## GOAL
Exclude the pictures, then repeat the remaining data exactly.

## MATERIAL PROVIDED
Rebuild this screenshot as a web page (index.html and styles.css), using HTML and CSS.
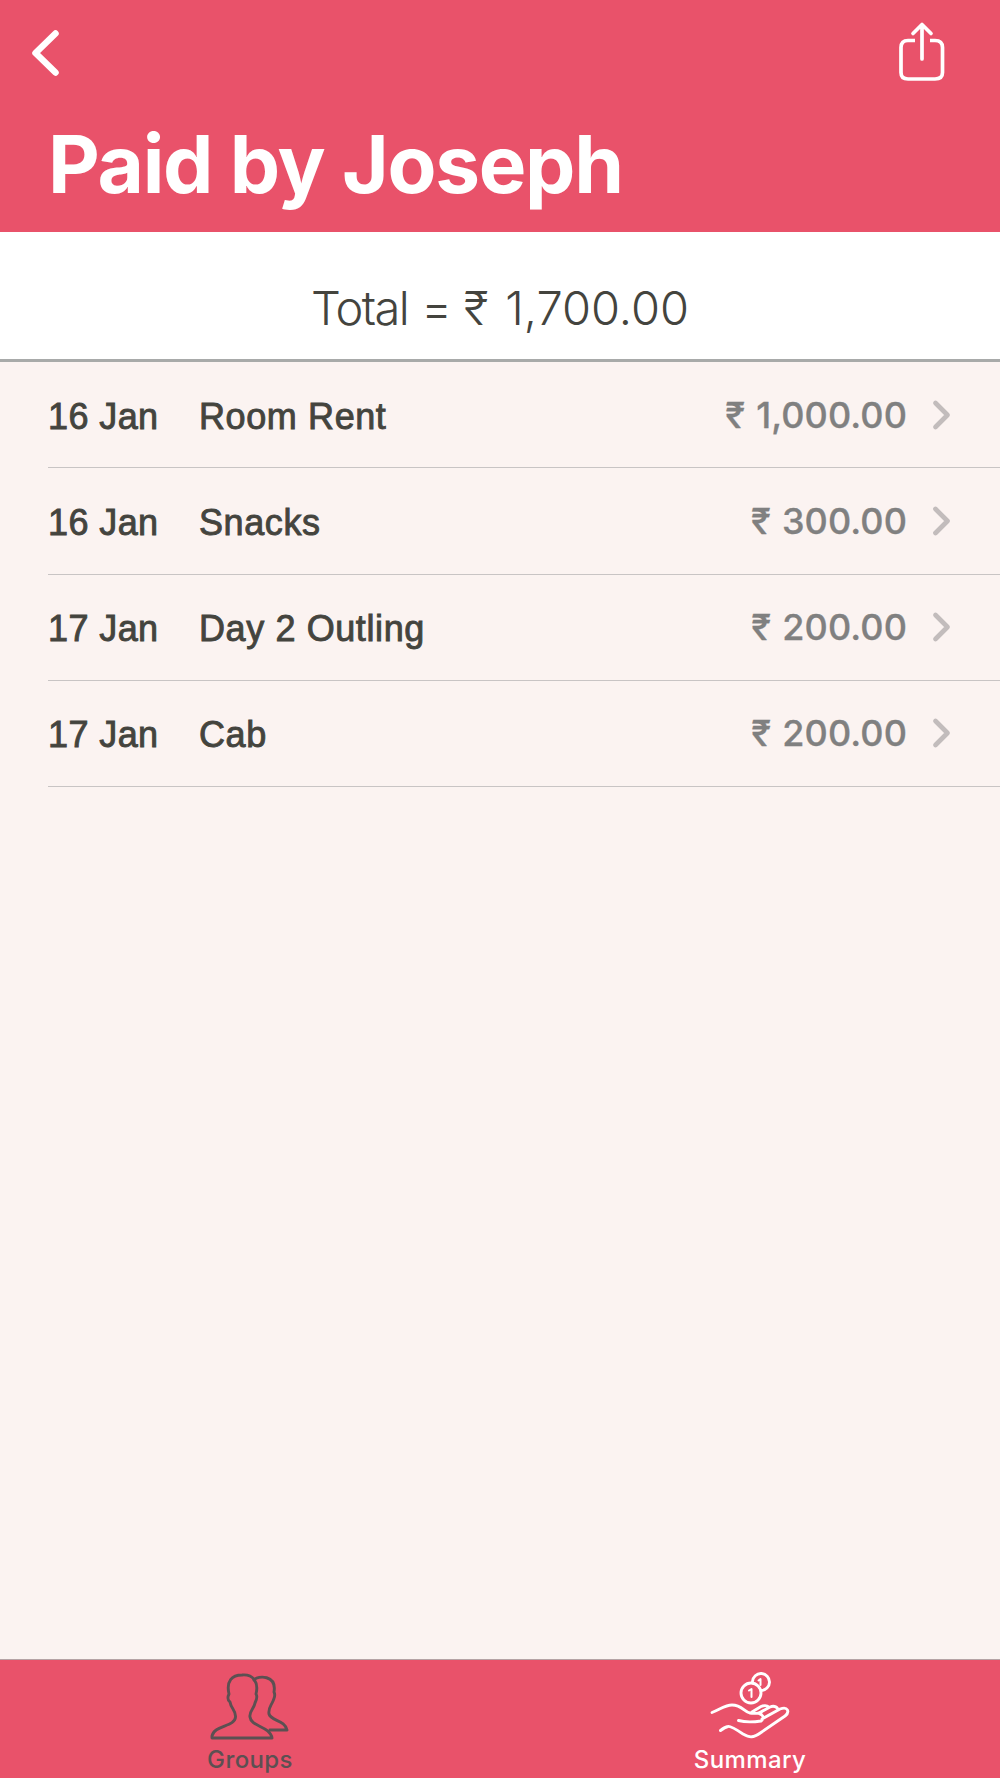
FILE: index.html
```html
<!DOCTYPE html>
<html lang="en">
<head>
    <meta charset="UTF-8">
    <meta name="viewport" content="width=device-width, initial-scale=1.0">
    <title>Paid by Joseph</title>
    <link rel="stylesheet" href="styles.css">
</head>
<body>
    <div class="app">
        <header class="header">
            <div class="nav">
                <a class="back" href="#" aria-label="Back">
                    <svg width="28" height="47" viewBox="0 0 28 47">
                        <path d="M24.500 4.500 L4.500 24 L24.500 43.500"/>
                    </svg>
                </a>
                <a class="share" href="#" aria-label="Share">
                    <svg width="48" height="60" viewBox="0 0 48 60">
                        <path d="M16 18.500 H9 Q2 18.500 2 25.500 V50.500 Q2 57 9 57 H36 Q43.500 57 43.500 50.500 V25.500 Q43.500 18.500 36 18.500 H31"/>
                        <path class="arrow" d="M23 37 V3 M14 11.500 L23 2.500 L32 11.500"/>
                    </svg>
                </a>
            </div>
            <h1>Paid by Joseph</h1>
        </header>

        <div class="total">
            <span class="label">Total</span>
            <span class="equals">=</span>
            <span class="rupee">₹</span>
            <span>1,700.00</span>
        </div>

        <ul class="list">
            <li>
                <span class="date">16 Jan</span>
                <span class="name">Room Rent</span>
                <span class="amount"><span class="rupee">₹</span>1,000.00</span>
                <svg class="chevron" width="18" height="30" viewBox="0 0 18 30"><path d="M2.500 3 L14.500 15 L2.500 27"/></svg>
            </li>
            <li>
                <span class="date">16 Jan</span>
                <span class="name">Snacks</span>
                <span class="amount"><span class="rupee">₹</span>300.00</span>
                <svg class="chevron" width="18" height="30" viewBox="0 0 18 30"><path d="M2.500 3 L14.500 15 L2.500 27"/></svg>
            </li>
            <li>
                <span class="date">17 Jan</span>
                <span class="name">Day 2 Outling</span>
                <span class="amount"><span class="rupee">₹</span>200.00</span>
                <svg class="chevron" width="18" height="30" viewBox="0 0 18 30"><path d="M2.500 3 L14.500 15 L2.500 27"/></svg>
            </li>
            <li>
                <span class="date">17 Jan</span>
                <span class="name">Cab</span>
                <span class="amount"><span class="rupee">₹</span>200.00</span>
                <svg class="chevron" width="18" height="30" viewBox="0 0 18 30"><path d="M2.500 3 L14.500 15 L2.500 27"/></svg>
            </li>
        </ul>

        <nav class="tabs">
            <a class="tab groups" href="#">
                <svg width="80" height="68" viewBox="0 0 80 68">
                    <path d="M2 65 V63 C4 52 25 54 25.500 44 C26 37 21 36 20 29 C17 27 18 23 19 21 C16 8 22 2 32 2 C43 1 49 9 46 21 C48 24 46 28 45 30 C44 36 39 38 40 44 C41 54 60 53 62 65 Z"/>
                    <path d="M44 7 C48 2 67 2 64 19 C66 23 64 25 63 28 C61 33 58 35 59 41 C61 48 75 47 77 57 H60"/>
                </svg>
                <span>Groups</span>
            </a>
            <a class="tab summary" href="#">
                <svg width="80" height="68" viewBox="-9 0 80 68">
                    <circle cx="32" cy="20" r="10"/>
                    <path d="M33.500 8.500 A8.500 8.500 0 1 1 42 17.500"/>
                    <path class="one" d="M30 17.500 L32.500 16 V24 M39.500 7.500 L41.500 6 V12"/>
                    <path d="M-7 39.500 C2 36 6 32 13 32 C23 32 25 39 31 40 C35 41 39 40 42 40"/>
                    <path d="M19.500 47.500 C27 49.500 35 49 42 48 Q47 44 41 41 M33 39 L42 33.500 Q47 31.500 50 34 M40 40 L51 34 Q56 32 59 36 M43 46 L61 36 C69 33 71 39 66 43 L42 59.500 C34 65 31 65 24 61 C18 57 11 53 9 53.500 Q6 54 1.500 57.500"/>
                </svg>
                <span>Summary</span>
            </a>
        </nav>
    </div>
</body>
</html>
```
FILE: styles.css
```css
* {
    box-sizing: border-box;
}
body {
    margin: 0;
    font-family: "Liberation Sans", Arial, sans-serif;
    background-color: #fbf3f1;
    color: #44443e;
}
a {
    color: inherit;
    text-decoration: none;
}
svg {
    display: block;
    fill: none;
    stroke: currentColor;
    stroke-linecap: round;
    stroke-linejoin: round;
    overflow: visible;
}
.app {
    display: flex;
    flex-direction: column;
    height: 1778px;
}
.header {
    height: 232px;
    background-color: #e9526a;
    color: #fff;
}
.nav {
    display: flex;
    justify-content: space-between;
    height: 119px;
    padding: 22px 53px 0 31px;
}
.back svg {
    margin-top: 7px;
    stroke-width: 6.5;
}
.share svg {
    stroke-width: 3.7;
    stroke-linecap: butt;
}
.share .arrow {
    stroke-linecap: round;
}
h1 {
    margin: 0;
    padding-left: 48px;
    font-family: Inter, sans-serif;
    font-size: 80px;
    font-weight: 700;
    line-height: 90px;
    letter-spacing: -1.3px;
}
.total {
    display: flex;
    justify-content: center;
    height: 130px;
    padding-top: 47px;
    background-color: #fff;
    border-bottom: 3px solid #a8aaa9;
    font-family: Inter, sans-serif;
    font-size: 47px;
    font-weight: 300;
    line-height: 58px;
}
.total .label {
    letter-spacing: -1.6px;
}
.total .equals {
    margin-left: 13px;
}
.total .rupee {
    margin: 0 17px 0 12px;
}
.list {
    flex: 1;
    margin: 0;
    padding: 0 0 0 48px;
    list-style: none;
}
.list li {
    display: flex;
    align-items: center;
    height: 106.25px;
    padding-right: 49px;
    border-bottom: 1px solid #c8c4c4;
    font-size: 36px;
}
.date,
.name {
    padding-top: 4px;
    letter-spacing: 0.6px;
    -webkit-text-stroke: 0.9px currentColor;
}
.date {
    width: 151px;
    letter-spacing: 0.4px;
}
.name {
    flex: 1;
}
.amount {
    color: #808080;
    font-family: Inter, sans-serif;
    font-size: 36px;
    font-weight: 500;
    letter-spacing: 0.1px;
    -webkit-text-stroke: 0.3px currentColor;
}
.amount .rupee {
    margin-right: 11px;
}
.chevron {
    margin-left: 26px;
    color: #c2bcbc;
    stroke-width: 4.7;
}
.tabs {
    display: flex;
    height: 119px;
    background-color: #e9526a;
    border-top: 1px solid #b5a3a5;
}
.tab {
    display: flex;
    flex: 1;
    flex-direction: column;
    align-items: center;
    padding-top: 13px;
    font-family: Inter, sans-serif;
    font-size: 24px;
    font-weight: 500;
    line-height: 30px;
    letter-spacing: 0.4px;
}
.tab svg {
    margin-bottom: 4px;
    stroke-width: 2.9;
}
.groups {
    color: #5c5052;
}
.summary {
    color: #fff;
}
.summary .one {
    stroke-width: 2;
}
```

## OUTPUT
Rebuild this screenshot as a web page (index.html and styles.css), using HTML and CSS.
FILE: index.html
```html
<!DOCTYPE html>
<html lang="en">
<head>
    <meta charset="UTF-8">
    <meta name="viewport" content="width=device-width, initial-scale=1.0">
    <title>Paid by Joseph</title>
    <link rel="stylesheet" href="styles.css">
</head>
<body>
    <div class="app">
        <header class="header">
            <div class="nav">
                <a class="back" href="#" aria-label="Back">
                    <svg width="28" height="47" viewBox="0 0 28 47">
                        <path d="M24.500 4.500 L4.500 24 L24.500 43.500"/>
                    </svg>
                </a>
                <a class="share" href="#" aria-label="Share">
                    <svg width="48" height="60" viewBox="0 0 48 60">
                        <path d="M16 18.500 H9 Q2 18.500 2 25.500 V50.500 Q2 57 9 57 H36 Q43.500 57 43.500 50.500 V25.500 Q43.500 18.500 36 18.500 H31"/>
                        <path class="arrow" d="M23 37 V3 M14 11.500 L23 2.500 L32 11.500"/>
                    </svg>
                </a>
            </div>
            <h1>Paid by Joseph</h1>
        </header>

        <div class="total">
            <span class="label">Total</span>
            <span class="equals">=</span>
            <span class="rupee">₹</span>
            <span>1,700.00</span>
        </div>

        <ul class="list">
            <li>
                <span class="date">16 Jan</span>
                <span class="name">Room Rent</span>
                <span class="amount"><span class="rupee">₹</span>1,000.00</span>
                <svg class="chevron" width="18" height="30" viewBox="0 0 18 30"><path d="M2.500 3 L14.500 15 L2.500 27"/></svg>
            </li>
            <li>
                <span class="date">16 Jan</span>
                <span class="name">Snacks</span>
                <span class="amount"><span class="rupee">₹</span>300.00</span>
                <svg class="chevron" width="18" height="30" viewBox="0 0 18 30"><path d="M2.500 3 L14.500 15 L2.500 27"/></svg>
            </li>
            <li>
                <span class="date">17 Jan</span>
                <span class="name">Day 2 Outling</span>
                <span class="amount"><span class="rupee">₹</span>200.00</span>
                <svg class="chevron" width="18" height="30" viewBox="0 0 18 30"><path d="M2.500 3 L14.500 15 L2.500 27"/></svg>
            </li>
            <li>
                <span class="date">17 Jan</span>
                <span class="name">Cab</span>
                <span class="amount"><span class="rupee">₹</span>200.00</span>
                <svg class="chevron" width="18" height="30" viewBox="0 0 18 30"><path d="M2.500 3 L14.500 15 L2.500 27"/></svg>
            </li>
        </ul>

        <nav class="tabs">
            <a class="tab groups" href="#">
                <svg width="80" height="68" viewBox="0 0 80 68">
                    <path d="M2 65 V63 C4 52 25 54 25.500 44 C26 37 21 36 20 29 C17 27 18 23 19 21 C16 8 22 2 32 2 C43 1 49 9 46 21 C48 24 46 28 45 30 C44 36 39 38 40 44 C41 54 60 53 62 65 Z"/>
                    <path d="M44 7 C48 2 67 2 64 19 C66 23 64 25 63 28 C61 33 58 35 59 41 C61 48 75 47 77 57 H60"/>
                </svg>
                <span>Groups</span>
            </a>
            <a class="tab summary" href="#">
                <svg width="80" height="68" viewBox="-9 0 80 68">
                    <circle cx="32" cy="20" r="10"/>
                    <path d="M33.500 8.500 A8.500 8.500 0 1 1 42 17.500"/>
                    <path class="one" d="M30 17.500 L32.500 16 V24 M39.500 7.500 L41.500 6 V12"/>
                    <path d="M-7 39.500 C2 36 6 32 13 32 C23 32 25 39 31 40 C35 41 39 40 42 40"/>
                    <path d="M19.500 47.500 C27 49.500 35 49 42 48 Q47 44 41 41 M33 39 L42 33.500 Q47 31.500 50 34 M40 40 L51 34 Q56 32 59 36 M43 46 L61 36 C69 33 71 39 66 43 L42 59.500 C34 65 31 65 24 61 C18 57 11 53 9 53.500 Q6 54 1.500 57.500"/>
                </svg>
                <span>Summary</span>
            </a>
        </nav>
    </div>
</body>
</html>
```
FILE: styles.css
```css
* {
    box-sizing: border-box;
}
body {
    margin: 0;
    font-family: "Liberation Sans", Arial, sans-serif;
    background-color: #fbf3f1;
    color: #44443e;
}
a {
    color: inherit;
    text-decoration: none;
}
svg {
    display: block;
    fill: none;
    stroke: currentColor;
    stroke-linecap: round;
    stroke-linejoin: round;
    overflow: visible;
}
.app {
    display: flex;
    flex-direction: column;
    height: 1778px;
}
.header {
    height: 232px;
    background-color: #e9526a;
    color: #fff;
}
.nav {
    display: flex;
    justify-content: space-between;
    height: 119px;
    padding: 22px 53px 0 31px;
}
.back svg {
    margin-top: 7px;
    stroke-width: 6.5;
}
.share svg {
    stroke-width: 3.7;
    stroke-linecap: butt;
}
.share .arrow {
    stroke-linecap: round;
}
h1 {
    margin: 0;
    padding-left: 48px;
    font-family: Inter, sans-serif;
    font-size: 80px;
    font-weight: 700;
    line-height: 90px;
    letter-spacing: -1.3px;
}
.total {
    display: flex;
    justify-content: center;
    height: 130px;
    padding-top: 47px;
    background-color: #fff;
    border-bottom: 3px solid #a8aaa9;
    font-family: Inter, sans-serif;
    font-size: 47px;
    font-weight: 300;
    line-height: 58px;
}
.total .label {
    letter-spacing: -1.6px;
}
.total .equals {
    margin-left: 13px;
}
.total .rupee {
    margin: 0 17px 0 12px;
}
.list {
    flex: 1;
    margin: 0;
    padding: 0 0 0 48px;
    list-style: none;
}
.list li {
    display: flex;
    align-items: center;
    height: 106.25px;
    padding-right: 49px;
    border-bottom: 1px solid #c8c4c4;
    font-size: 36px;
}
.date,
.name {
    padding-top: 4px;
    letter-spacing: 0.6px;
    -webkit-text-stroke: 0.9px currentColor;
}
.date {
    width: 151px;
    letter-spacing: 0.4px;
}
.name {
    flex: 1;
}
.amount {
    color: #808080;
    font-family: Inter, sans-serif;
    font-size: 36px;
    font-weight: 500;
    letter-spacing: 0.1px;
    -webkit-text-stroke: 0.3px currentColor;
}
.amount .rupee {
    margin-right: 11px;
}
.chevron {
    margin-left: 26px;
    color: #c2bcbc;
    stroke-width: 4.7;
}
.tabs {
    display: flex;
    height: 119px;
    background-color: #e9526a;
    border-top: 1px solid #b5a3a5;
}
.tab {
    display: flex;
    flex: 1;
    flex-direction: column;
    align-items: center;
    padding-top: 13px;
    font-family: Inter, sans-serif;
    font-size: 24px;
    font-weight: 500;
    line-height: 30px;
    letter-spacing: 0.4px;
}
.tab svg {
    margin-bottom: 4px;
    stroke-width: 2.9;
}
.groups {
    color: #5c5052;
}
.summary {
    color: #fff;
}
.summary .one {
    stroke-width: 2;
}
```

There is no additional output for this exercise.